M. Jarray MOHSEN : Le régime de zone franche offre aux entreprises des procédures d’installation simplifiées, tout en bénéficiant de multiples avantages fiscaux et économiques importants. Ainsi conçu, ce régime permet d’assurer les fonctions suivantes :

  • la fonction de stockage : les marchandises restent en l’état durant une période déterminée sans être utilisées ou transformées et ce, en attendant de les affecter à une autre destination (régime douanier) ;
  • la fonction de transformation : (fabrication, complément d’ouvraison ou réparation) de matières premières ou de produits semi-finis pour obtenir des produits compensateurs destinés essentiellement à l’exportation ;
  • la fonction en lien avec les opérations logistiques : l'entreposage en vue de l’accomplissement de divers opérations logistiques et commerciales (formalités de dédouanement, de transbordement, de transit, d'exportation ou de réexportation).

La législation douanière tunisienne en matière des zones franches permet l’importation et l’exportation des marchandises avec certaines dérogations aux règles de droit commun, aussi bien au niveau de la perception des droits et taxes, qu’au niveau de l’application des formalités de commerce extérieur.

 

Le régime de l’entrepôt franc, quant à lui, autorise uniquement les opérations de transformation, malgré le fait qu’il présente presque les mêmes avantages fiscaux et économiques.

 

Les entreprises constituées en entrepôts francs peuvent importer les matières nécessaires à leur production, à condition de les déclarer auprès des services de la douane. Ces entreprises sont autorisées à importer librement le matériel et l’équipement nécessaire pour leur activité et ce en franchise des droits et taxes sous couvert d’une déclaration en douane qui tient lieu d’acquit-à-caution.

 

L’admission en franchise est étendue aux véhicules utilitaires, tels que les camions, les tracteurs routiers, les remorques et semi-remorques, ainsi qu’aux moyens de transport de personnes de dix places ou plus.
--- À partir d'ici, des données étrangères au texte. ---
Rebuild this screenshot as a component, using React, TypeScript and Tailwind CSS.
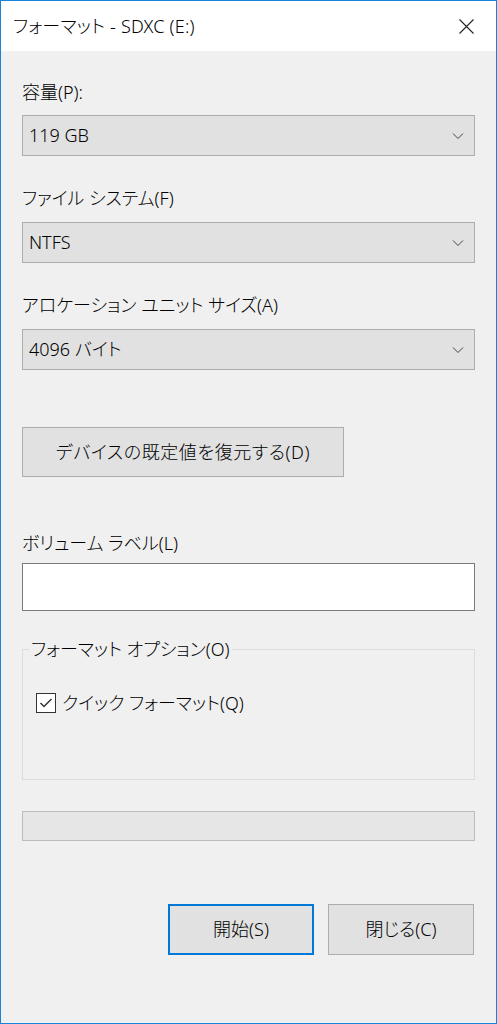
import React from 'react';

const font = {
  fontFamily: '"Noto Sans", "Noto Sans CJK JP", sans-serif',
  fontFeatureSettings: '"palt"',
};

const Chevron = () => (
  <svg width="12" height="8" viewBox="0 0 12 8" className="text-[#444]">
    <polyline points="1,1.5 6,6.5 11,1.5" fill="none" stroke="currentColor" strokeWidth="1" />
  </svg>
);

const Combo: React.FC<{ value: string; className?: string }> = ({ value, className }) => (
  <div
    className={`h-[41px] w-full flex items-center justify-between pl-[6px] pr-[10px] bg-[#e1e1e1] border border-[#adadad] text-[18px] text-black ${className ?? ''}`}
  >
    <span>{value}</span>
    <Chevron />
  </div>
);

const Label: React.FC<{ text: string; className?: string }> = ({ text, className }) => (
  <div className={`h-[24px] leading-[24px] text-[18px] text-black ${className ?? ''}`}>{text}</div>
);

export default function App() {
  return (
    <div
      style={font}
      className="w-[497px] h-[1024px] flex flex-col border border-[#1883d7] bg-[#f0f0f0] overflow-hidden font-light"
    >
      {/* title bar */}
      <div className="h-[50px] shrink-0 bg-white flex items-center justify-between pl-[12px] pr-[22px]">
        <span className="text-[18px] tracking-[0.2px] text-black">フォーマット - SDXC (E:)</span>
        <svg width="15" height="15" viewBox="0 0 15 15" className="text-[#222]">
          <path d="M0.5 0.5 L14.5 14.5 M14.5 0.5 L0.5 14.5" stroke="currentColor" strokeWidth="1.1" fill="none" />
        </svg>
      </div>

      <div className="flex-1 flex flex-col px-[21px]">
        <Label text="容量(P):" className="mt-[29px]" />
        <Combo value="119 GB" className="mt-[11px]" />

        <Label text="ファイル システム(F)" className="mt-[30px]" />
        <Combo value="NTFS" className="mt-[12px]" />

        <Label text="アロケーション ユニット サイズ(A)" className="mt-[30px]" />
        <Combo value="4096 バイト" className="mt-[12px]" />

        <button className="mt-[57px] h-[50px] w-[322px] bg-[#e1e1e1] border border-[#adadad] text-[18px] tracking-[0.6px] text-black">
          デバイスの既定値を復元する(D)
        </button>

        <Label text="ボリューム ラベル(L)" className="mt-[54px]" />
        <div className="mt-[8px] h-[48px] w-full bg-white border border-[#7a7a7a]" />

        {/* format options group */}
        <div className="relative mt-[38px] h-[131px] w-full border border-[#dcdcdc]">
          <span className="absolute left-[6px] -top-[13px] px-[2px] bg-[#f0f0f0] leading-[24px] text-[18px] text-black">
            フォーマット オプション(O)
          </span>
          <div className="mt-[41px] ml-[13px] flex items-center gap-[6px]">
            <div className="w-[20px] h-[20px] bg-white border border-[#333] flex items-center justify-center">
              <svg width="14" height="12" viewBox="0 0 14 12">
                <polyline points="1.5,6 5,9.5 12.5,2" fill="none" stroke="#333" strokeWidth="1.5" />
              </svg>
            </div>
            <span className="text-[18px] leading-[24px] text-black">クイック フォーマット(Q)</span>
          </div>
        </div>

        <div className="mt-[31px] h-[30px] w-full bg-[#e6e6e6] border border-[#bcbcbc]" />

        <div className="mt-[63px] flex justify-end gap-[14px] pr-[1px]">
          <button className="h-[51px] w-[146px] bg-[#e1e1e1] border-2 border-[#0078d7] text-[18px] text-black">
            開始(S)
          </button>
          <button className="h-[51px] w-[146px] bg-[#e1e1e1] border border-[#adadad] text-[18px] text-black">
            閉じる(C)
          </button>
        </div>
      </div>
    </div>
  );
}
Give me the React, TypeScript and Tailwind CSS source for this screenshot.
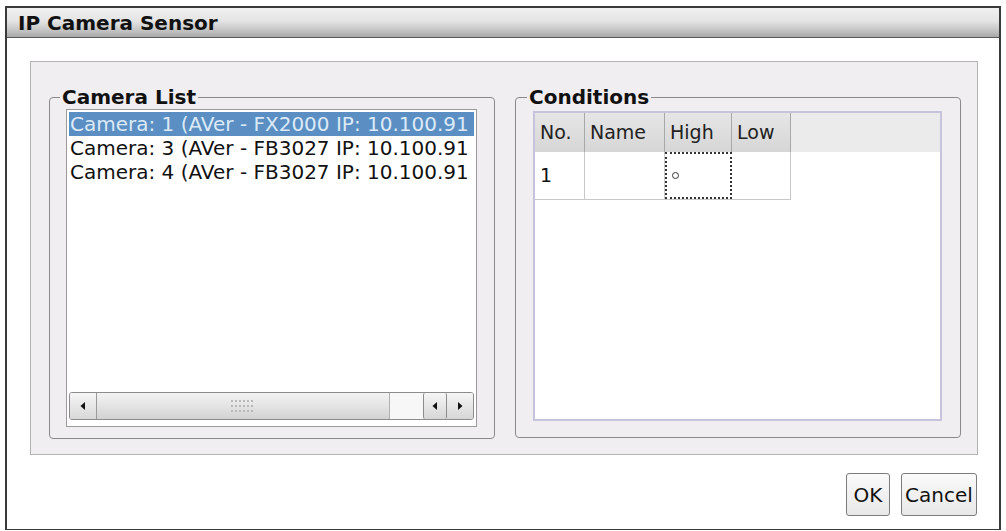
const font = "font-['DejaVu_Sans',Verdana,sans-serif]";

const cameras = [
  "Camera: 1 (AVer - FX2000 IP: 10.100.91",
  "Camera: 3 (AVer - FB3027 IP: 10.100.91",
  "Camera: 4 (AVer - FB3027 IP: 10.100.91",
];

function Arrow({ dir }: { dir: "l" | "r" }) {
  return (
    <svg width="8" height="10" viewBox="0 0 8 10">
      {dir === "l" ? <path d="M6 1 L1.5 5 L6 9 Z" fill="#111" /> : <path d="M2 1 L6.5 5 L2 9 Z" fill="#111" />}
    </svg>
  );
}

function Grip() {
  return (
    <svg width="26" height="16" viewBox="0 0 26 16">
      {[0, 1, 2].map((r) =>
        [0, 1, 2, 3, 4, 5].map((c) => (
          <rect key={`${r}-${c}`} x={1 + c * 4} y={2 + r * 5} width="2" height="2" fill="#b8b8b8" />
        ))
      )}
    </svg>
  );
}

function ScrollBar() {
  return (
    <div className="mt-auto mb-[4px] h-[28px] flex border border-[#8c8c8c] rounded-[3px] bg-[#f4f4f4] overflow-hidden">
      <div className="w-[27px] flex items-center justify-center border-r border-[#9a9a9a] bg-gradient-to-b from-[#f6f6f6] to-[#d8d8d8]">
        <Arrow dir="l" />
      </div>
      <div className="w-[293px] flex items-center justify-center border-r border-[#b0b0b0] bg-gradient-to-b from-[#f2f2f2] via-[#e4e4e4] to-[#d2d2d2]">
        <Grip />
      </div>
      <div className="flex-1 bg-[#f7f7f7]" />
      <div className="w-[24px] flex items-center justify-center border-x border-[#8c8c8c] bg-gradient-to-b from-[#f6f6f6] to-[#d6d6d6] rounded-[2px]">
        <Arrow dir="l" />
      </div>
      <div className="w-[26px] flex items-center justify-center bg-gradient-to-b from-[#f6f6f6] to-[#d6d6d6]">
        <Arrow dir="r" />
      </div>
    </div>
  );
}

function Group({ title, children, className }: { title: string; children: React.ReactNode; className?: string }) {
  return (
    <fieldset className={`w-[446px] border border-[#8a8a8a] rounded-[4px] ${className ?? ""}`}>
      <legend className="ml-[-6px] px-[2px] text-[20px] leading-[24px] font-bold text-[#111]">{title}</legend>
      {children}
    </fieldset>
  );
}

export default function App() {
  return (
    <div className={`w-[1006px] h-[531px] bg-white pt-[6px] pl-[5px] ${font}`}>
      <div className="w-[996px] h-[524px] border-x-2 border-t-2 border-b border-[#3a3a3a] flex flex-col">
        <div className="h-[30px] border-b border-[#5a5a5a] bg-[linear-gradient(to_bottom,#f0f0f0_0%,#e4e4e4_45%,#c6c6c6_75%,#a8a8a8_100%)] flex items-center pl-[11px]">
          <span className="text-[20px] font-bold text-[#111] leading-none">IP Camera Sensor</span>
        </div>

        <div className="ml-[23px] mt-[23px] w-[948px] h-[394px] bg-[#f0eef1] border border-[#b4b4b4] flex items-start gap-[20px] pl-[18px] pt-[23px]">
          <Group title="Camera List" className="pl-[16px] pb-[11px]">
            <div className="w-[411px] h-[318px] border border-[#9a9a9a] bg-white p-[2px] flex flex-col">
              {cameras.map((c, i) => (
                <div
                  key={c}
                  className={`h-[24px] px-[1px] text-[20px] leading-[24px] whitespace-nowrap ${
                    i === 0 ? "bg-[#5b8ec2] text-[#dceaf7]" : "text-[#111]"
                  }`}
                >
                  {c}
                </div>
              ))}
              <ScrollBar />
            </div>
          </Group>

          <Group title="Conditions" className="pl-[17px] pb-[16px]">
            <div className="mt-[2px] w-[409px] h-[310px] border-2 border-[#c6c4dc] bg-white flex flex-col">
              <div className="flex h-[39px] bg-[#ebebeb]">
                {[
                  ["No.", "w-[50px]"],
                  ["Name", "w-[80px]"],
                  ["High", "w-[67px]"],
                  ["Low", "w-[59px]"],
                ].map(([t, w]) => (
                  <div
                    key={t}
                    className={`${w} h-full border-r border-[#a8a8a8] bg-gradient-to-b from-[#e6e6e6] to-[#d6d6d6] flex items-center pl-[5px] text-[19px] text-[#222]`}
                  >
                    {t}
                  </div>
                ))}
              </div>
              <div className="flex h-[48px] w-[256px] border-b border-[#c8c8c8]">
                <div className="w-[50px] h-full border-r border-[#c8c8c8] flex items-center pl-[5px] text-[19px] text-[#111]">1</div>
                <div className="w-[80px] h-full border-r border-[#c8c8c8]" />
                <div className="w-[67px] h-full border-2 border-dotted border-[#333] flex items-center pl-[5px]">
                  <span className="w-[7px] h-[7px] rounded-full border border-[#333]" />
                </div>
                <div className="w-[59px] h-full border-r border-[#c8c8c8]" />
              </div>
            </div>
          </Group>
        </div>

        <div className="flex justify-end gap-[11px] pr-[22px] mt-[18px]">
          <button className="w-[44px] h-[43px] border border-[#7c7c7c] rounded-[3px] bg-gradient-to-b from-[#fafafa] to-[#e8e8e8] text-[20px] text-[#111]">
            OK
          </button>
          <button className="w-[76px] h-[43px] border border-[#7c7c7c] rounded-[3px] bg-gradient-to-b from-[#fafafa] to-[#e8e8e8] text-[20px] text-[#111]">
            Cancel
          </button>
        </div>
      </div>
    </div>
  );
}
A noter que les équipements importés doivent être compatibles avec la nature de l’activité de l’entreprise.

 

 

Dr Ghenadie RADU : Quel est le rôle de la Douane dans le fonctionnement des zones franches et des entrepôts francs ?

 

M. Jarray MOHSEN : Le rôle de la Douane dans le fonctionnement des zones franches consiste, avant toute chose, à contrôler les opérations effectuées par les opérateurs et autoriser l’exercice des activités industrielles, commerciales et de services conformément à la législation en vigueur.

 

La Douane met aussi en place la surveillance permanente de la zone franche, notamment aux points d’accès et de sortie des personnes, ainsi que des moyens de transport qui entrent dans la zone ou qui en sortent. Les services des douanes contrôlent ainsi les marchandises qui entrent dans les zones franches, qui y séjournent et qui en sortent. Ils peuvent aussi prendre des décisions d’interdiction d’entrée dans la zone franche de certaines marchandises pour des raisons relatives à la protection de l'ordre public, de la santé et de la vie des personnes ou la préservation de l’environnement et des végétaux.

 

Pour ce qui est des entrepôts francs (entreprises industrielles orientées à l’exportation), ils sont soumis à un contrôle douanier permanent. En effet, ces entreprises constituent des enclaves soustraites du territoire douanier et de ce fait bénéficient de l’extraterritorialité.

 

Le contrôle est assuré par des agents des douanes affectés en permanence pour le suivi des mouvements des marchandises importées et exportées par l’entreprise, ainsi que pour les opérations de transformation des matières importées.

 

Les locaux de l’entreprise doivent présenter toutes les garanties de sécurité jugées nécessaires par l’Administration des douanes. Les entrepôts francs doivent aussi tenir une comptabilité matière faisant constamment apparaître, pour chaque article importé, les quantités de marchandises en stock, les quantités de produits compensateurs et les quantités de marchandises réexportées.

 

 

Dr Ghenadie RADU : La mise en place d’une zone franche ou d’un entrepôt franc devrait, en principe, permettre de relancer l’économie d’une région. Qu’en est-il sur le terrain ?

 

M. Jarray MOHSEN : En fait, la mise en place d’une zone franche ou d’un entrepôt franc permet d’offrir aux opérateurs économiques, installés sur le territoire douanier tunisien, des conditions favorables sur le plan douanier et fiscal pour être compétitifs sur le plan international.

 

La stratégie de promouvoir les exportations et développer l’investissement se heurte aujourd’hui à ses limites, notamment en raison de la concurrence croissante des pays à bas coût. Si nous voulons continuer à accroître la productivité, nous devrions nous engager dans l’économie créative, dont les mots clés sont, outre la maîtrise des coûts, la qualité et l’innovation.

 

La mise en place d’une zone franche ou d’un entrepôt franc pourrait être regardée comme un encouragement au développement de la compétitivité industrielle et commerciale. Cette stratégie offre des incitations, des facilités et des avantages indéniables aux opérateurs économiques en Tunisie pour prendre part dans la relance économique d’une région ou d’une zone géographique.

 

 

Le mot de la fin 

 

M. Jarray MOHSEN : Les zones franches et les entrepôts francs servent de moteur à la croissance économique nationale et régionale et encouragent les investissements étrangers directs. L’expansion rapide des zones franches et des entrepôts francs est devenue un phénomène mondial bénéficiant des facilités et autres avantages accordés qui rendent ces zones et entrepôts séduisants pour les entreprises et les investisseurs.